SOURCE DATA →
========================================
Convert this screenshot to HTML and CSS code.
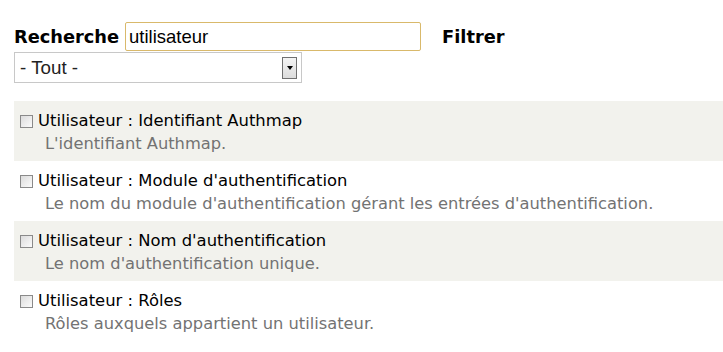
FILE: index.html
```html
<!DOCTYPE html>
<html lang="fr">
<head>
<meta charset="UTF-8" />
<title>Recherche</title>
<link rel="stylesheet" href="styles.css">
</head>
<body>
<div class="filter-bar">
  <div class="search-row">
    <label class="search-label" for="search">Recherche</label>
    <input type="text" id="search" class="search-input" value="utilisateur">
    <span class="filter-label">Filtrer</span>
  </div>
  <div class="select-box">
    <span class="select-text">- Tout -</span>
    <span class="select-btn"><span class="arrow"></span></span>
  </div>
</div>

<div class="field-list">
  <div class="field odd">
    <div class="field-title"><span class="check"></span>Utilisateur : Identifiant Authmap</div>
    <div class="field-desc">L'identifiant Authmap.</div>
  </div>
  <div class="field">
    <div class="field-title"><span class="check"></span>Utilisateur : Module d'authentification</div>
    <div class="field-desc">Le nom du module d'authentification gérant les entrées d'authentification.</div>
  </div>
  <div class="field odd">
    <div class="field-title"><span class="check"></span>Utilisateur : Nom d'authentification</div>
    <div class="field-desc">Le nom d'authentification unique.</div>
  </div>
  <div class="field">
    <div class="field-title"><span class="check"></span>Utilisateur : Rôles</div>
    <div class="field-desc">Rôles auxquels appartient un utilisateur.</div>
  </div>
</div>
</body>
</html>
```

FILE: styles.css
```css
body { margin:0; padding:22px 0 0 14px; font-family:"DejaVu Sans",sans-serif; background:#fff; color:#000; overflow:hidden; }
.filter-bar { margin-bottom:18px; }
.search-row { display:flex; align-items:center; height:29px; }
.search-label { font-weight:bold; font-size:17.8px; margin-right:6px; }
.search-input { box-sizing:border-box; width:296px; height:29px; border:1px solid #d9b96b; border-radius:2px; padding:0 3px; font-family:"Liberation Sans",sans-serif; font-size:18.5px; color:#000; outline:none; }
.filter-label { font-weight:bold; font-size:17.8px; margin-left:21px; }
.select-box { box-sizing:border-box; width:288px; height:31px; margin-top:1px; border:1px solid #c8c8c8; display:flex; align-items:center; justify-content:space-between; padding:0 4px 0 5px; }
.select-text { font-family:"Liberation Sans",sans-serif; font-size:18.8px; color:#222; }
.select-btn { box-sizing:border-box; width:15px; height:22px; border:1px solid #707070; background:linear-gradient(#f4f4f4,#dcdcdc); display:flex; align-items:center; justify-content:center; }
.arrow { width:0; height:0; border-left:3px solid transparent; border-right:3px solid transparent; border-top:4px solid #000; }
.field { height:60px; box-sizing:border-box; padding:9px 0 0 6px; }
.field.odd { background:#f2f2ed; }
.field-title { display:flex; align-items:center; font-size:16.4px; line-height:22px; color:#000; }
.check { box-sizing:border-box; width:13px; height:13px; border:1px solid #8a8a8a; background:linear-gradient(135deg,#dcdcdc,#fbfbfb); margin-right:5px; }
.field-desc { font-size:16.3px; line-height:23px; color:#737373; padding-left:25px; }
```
========================================
EXERCISE → Copy all the lines of data exactly as they appear, dropping any images.

ANSWER TO THIS PROBLEM →
Convert this screenshot to HTML and CSS code.
FILE: index.html
```html
<!DOCTYPE html>
<html lang="fr">
<head>
<meta charset="UTF-8" />
<title>Recherche</title>
<link rel="stylesheet" href="styles.css">
</head>
<body>
<div class="filter-bar">
  <div class="search-row">
    <label class="search-label" for="search">Recherche</label>
    <input type="text" id="search" class="search-input" value="utilisateur">
    <span class="filter-label">Filtrer</span>
  </div>
  <div class="select-box">
    <span class="select-text">- Tout -</span>
    <span class="select-btn"><span class="arrow"></span></span>
  </div>
</div>

<div class="field-list">
  <div class="field odd">
    <div class="field-title"><span class="check"></span>Utilisateur : Identifiant Authmap</div>
    <div class="field-desc">L'identifiant Authmap.</div>
  </div>
  <div class="field">
    <div class="field-title"><span class="check"></span>Utilisateur : Module d'authentification</div>
    <div class="field-desc">Le nom du module d'authentification gérant les entrées d'authentification.</div>
  </div>
  <div class="field odd">
    <div class="field-title"><span class="check"></span>Utilisateur : Nom d'authentification</div>
    <div class="field-desc">Le nom d'authentification unique.</div>
  </div>
  <div class="field">
    <div class="field-title"><span class="check"></span>Utilisateur : Rôles</div>
    <div class="field-desc">Rôles auxquels appartient un utilisateur.</div>
  </div>
</div>
</body>
</html>
```

FILE: styles.css
```css
body { margin:0; padding:22px 0 0 14px; font-family:"DejaVu Sans",sans-serif; background:#fff; color:#000; overflow:hidden; }
.filter-bar { margin-bottom:18px; }
.search-row { display:flex; align-items:center; height:29px; }
.search-label { font-weight:bold; font-size:17.8px; margin-right:6px; }
.search-input { box-sizing:border-box; width:296px; height:29px; border:1px solid #d9b96b; border-radius:2px; padding:0 3px; font-family:"Liberation Sans",sans-serif; font-size:18.5px; color:#000; outline:none; }
.filter-label { font-weight:bold; font-size:17.8px; margin-left:21px; }
.select-box { box-sizing:border-box; width:288px; height:31px; margin-top:1px; border:1px solid #c8c8c8; display:flex; align-items:center; justify-content:space-between; padding:0 4px 0 5px; }
.select-text { font-family:"Liberation Sans",sans-serif; font-size:18.8px; color:#222; }
.select-btn { box-sizing:border-box; width:15px; height:22px; border:1px solid #707070; background:linear-gradient(#f4f4f4,#dcdcdc); display:flex; align-items:center; justify-content:center; }
.arrow { width:0; height:0; border-left:3px solid transparent; border-right:3px solid transparent; border-top:4px solid #000; }
.field { height:60px; box-sizing:border-box; padding:9px 0 0 6px; }
.field.odd { background:#f2f2ed; }
.field-title { display:flex; align-items:center; font-size:16.4px; line-height:22px; color:#000; }
.check { box-sizing:border-box; width:13px; height:13px; border:1px solid #8a8a8a; background:linear-gradient(135deg,#dcdcdc,#fbfbfb); margin-right:5px; }
.field-desc { font-size:16.3px; line-height:23px; color:#737373; padding-left:25px; }
```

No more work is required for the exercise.